In the film’s final act — fueled by the rage of discovering that Ryan had, in fact, witnessed Nina’s rape and did nothing to stop it — Cassie ventures to Al’s bachelor party in a remote cabin, posing as a stripper. Clad in a cotton candy wig and racy doctor getup, the disguised Cassie drugs all the party’s attendees and coaxes Al upstairs to the bedroom. Bound to the bedframe with fuzzy handcuffs, Al suddenly recognizes Cassie from school and realizes her violent intentions with him. Before Cassie can hurt Al, however, he bursts free from the handcuffs and suffocates her with a pillow until she dies beneath him.
One of the overarching issues of Promising Young Woman is that we never see the violence Cassie enacts on her male victims. We can make assumptions about whether or not she hurts them, but the only violent moment shown in the film is when Cassie is murdered. If this is the “rape revenge” film it’s been marketed as, why is the only violence shown explicitly that of a rapist? Even more upsetting is the underlying implication that the most effective way for a woman to have her story of assault heard is to die.
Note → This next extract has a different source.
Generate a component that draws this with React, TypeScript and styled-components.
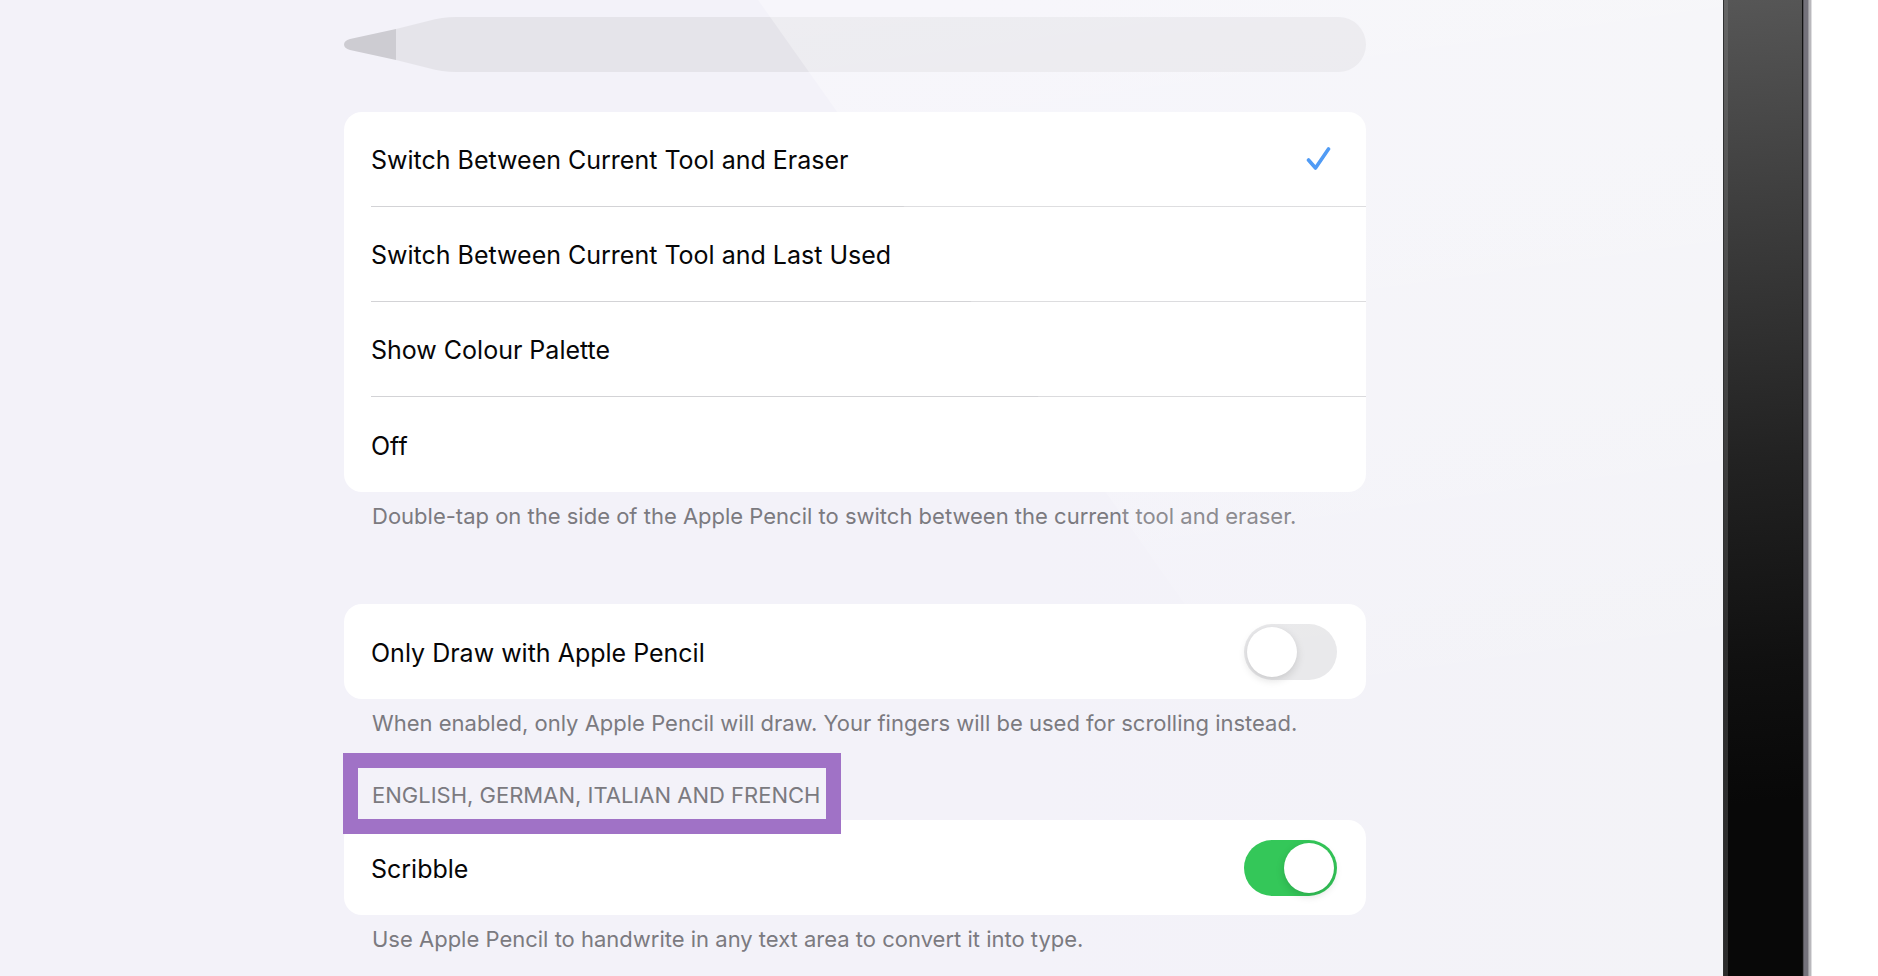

Not only does Promising Young Woman fail as a source of comfort for survivors of sexual assault, but it gives its male antagonists little more than just a slap on the wrist. Again, we never see exactly what harm Cassie inflicts on the men who try to rape her (“You’re that psycho that Jerry took home,” one near-victim yells at her outside a bar). When Cassie visits Jordan Green (Alfred Molina), Al’s judge who harassed Nina into dropping her charges, he tells Cassie he’s been on sabbatical since suffering a mental breakdown and begs her for forgiveness. Cassie tells Jordan she forgives him.
The only semblance of justice that Promising Young Woman offers is the final scene, where Al’s wedding is interrupted by a swarm of police officers who arrest him for murdering Cassie. Promising Young Woman has been described by critics as “twisted” and “wicked,” but this finale plays it incredibly safe. The film insinuates that cops and lawyers will take care of everything and justice will be served, as if cops and lawyers weren’t the very same groups of people who insisted Brock Turner was a “promising young man” in spite of raping a woman right on Stanford’s campus.
Promising Young Woman has its moments, most of them revolving around the cast’s charm — I want Bo Burnham to play the goofy love interest in every rom-com henceforth. But the film’s flaws are even more glaring than Cassie’s technicolor manicure. If the #MeToo movement taught us anything, it’s that sexual assault has no place in Hollywood — even when dressed up as revenge on the big screen.